_Dataset content:_

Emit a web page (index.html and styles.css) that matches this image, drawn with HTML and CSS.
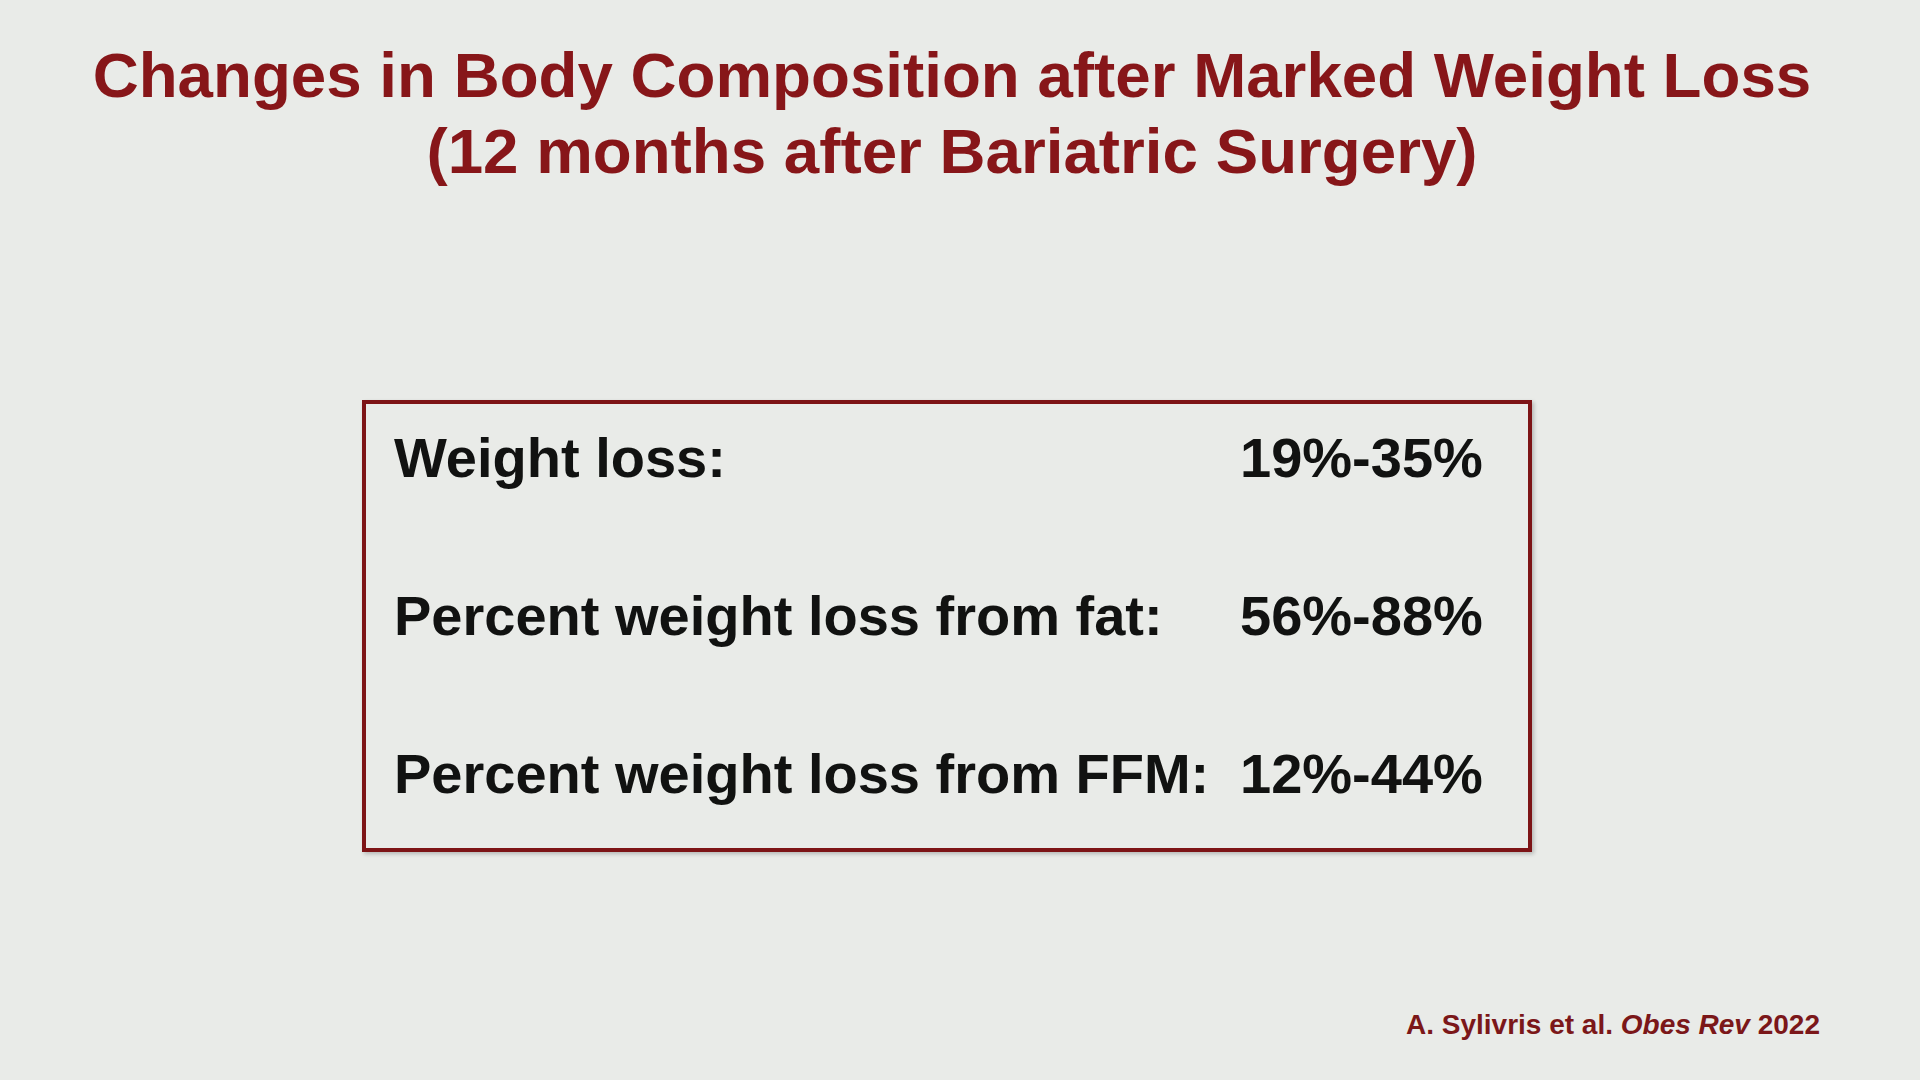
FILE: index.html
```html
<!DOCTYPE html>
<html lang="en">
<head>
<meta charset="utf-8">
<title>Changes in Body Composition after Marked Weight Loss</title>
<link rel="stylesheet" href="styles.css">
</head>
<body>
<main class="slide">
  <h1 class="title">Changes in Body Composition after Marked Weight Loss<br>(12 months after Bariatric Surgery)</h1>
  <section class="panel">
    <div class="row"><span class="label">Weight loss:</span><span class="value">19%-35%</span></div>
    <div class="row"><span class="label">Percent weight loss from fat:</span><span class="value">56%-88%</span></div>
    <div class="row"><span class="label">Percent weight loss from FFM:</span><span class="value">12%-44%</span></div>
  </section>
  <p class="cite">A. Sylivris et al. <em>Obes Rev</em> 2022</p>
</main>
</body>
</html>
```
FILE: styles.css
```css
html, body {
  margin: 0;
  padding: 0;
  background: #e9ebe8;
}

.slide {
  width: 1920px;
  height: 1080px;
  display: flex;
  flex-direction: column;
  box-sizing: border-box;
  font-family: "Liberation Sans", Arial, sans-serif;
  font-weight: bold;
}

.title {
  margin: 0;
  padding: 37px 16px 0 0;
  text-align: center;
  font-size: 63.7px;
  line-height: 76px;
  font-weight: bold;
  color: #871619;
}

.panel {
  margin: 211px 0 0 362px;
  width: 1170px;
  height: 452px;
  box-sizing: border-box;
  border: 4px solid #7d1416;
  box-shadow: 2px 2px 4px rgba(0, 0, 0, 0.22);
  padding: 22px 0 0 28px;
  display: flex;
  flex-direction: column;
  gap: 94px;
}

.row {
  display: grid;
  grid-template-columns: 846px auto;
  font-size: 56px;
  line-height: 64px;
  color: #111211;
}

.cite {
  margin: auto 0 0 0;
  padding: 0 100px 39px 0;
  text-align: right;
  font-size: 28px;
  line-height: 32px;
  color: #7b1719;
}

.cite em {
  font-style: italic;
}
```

_Exercise details:_ Write the lines above out again exactly, without any of their pictures.

_Solution for this problem:_
Emit a web page (index.html and styles.css) that matches this image, drawn with HTML and CSS.
FILE: index.html
```html
<!DOCTYPE html>
<html lang="en">
<head>
<meta charset="utf-8">
<title>Changes in Body Composition after Marked Weight Loss</title>
<link rel="stylesheet" href="styles.css">
</head>
<body>
<main class="slide">
  <h1 class="title">Changes in Body Composition after Marked Weight Loss<br>(12 months after Bariatric Surgery)</h1>
  <section class="panel">
    <div class="row"><span class="label">Weight loss:</span><span class="value">19%-35%</span></div>
    <div class="row"><span class="label">Percent weight loss from fat:</span><span class="value">56%-88%</span></div>
    <div class="row"><span class="label">Percent weight loss from FFM:</span><span class="value">12%-44%</span></div>
  </section>
  <p class="cite">A. Sylivris et al. <em>Obes Rev</em> 2022</p>
</main>
</body>
</html>
```
FILE: styles.css
```css
html, body {
  margin: 0;
  padding: 0;
  background: #e9ebe8;
}

.slide {
  width: 1920px;
  height: 1080px;
  display: flex;
  flex-direction: column;
  box-sizing: border-box;
  font-family: "Liberation Sans", Arial, sans-serif;
  font-weight: bold;
}

.title {
  margin: 0;
  padding: 37px 16px 0 0;
  text-align: center;
  font-size: 63.7px;
  line-height: 76px;
  font-weight: bold;
  color: #871619;
}

.panel {
  margin: 211px 0 0 362px;
  width: 1170px;
  height: 452px;
  box-sizing: border-box;
  border: 4px solid #7d1416;
  box-shadow: 2px 2px 4px rgba(0, 0, 0, 0.22);
  padding: 22px 0 0 28px;
  display: flex;
  flex-direction: column;
  gap: 94px;
}

.row {
  display: grid;
  grid-template-columns: 846px auto;
  font-size: 56px;
  line-height: 64px;
  color: #111211;
}

.cite {
  margin: auto 0 0 0;
  padding: 0 100px 39px 0;
  text-align: right;
  font-size: 28px;
  line-height: 32px;
  color: #7b1719;
}

.cite em {
  font-style: italic;
}
```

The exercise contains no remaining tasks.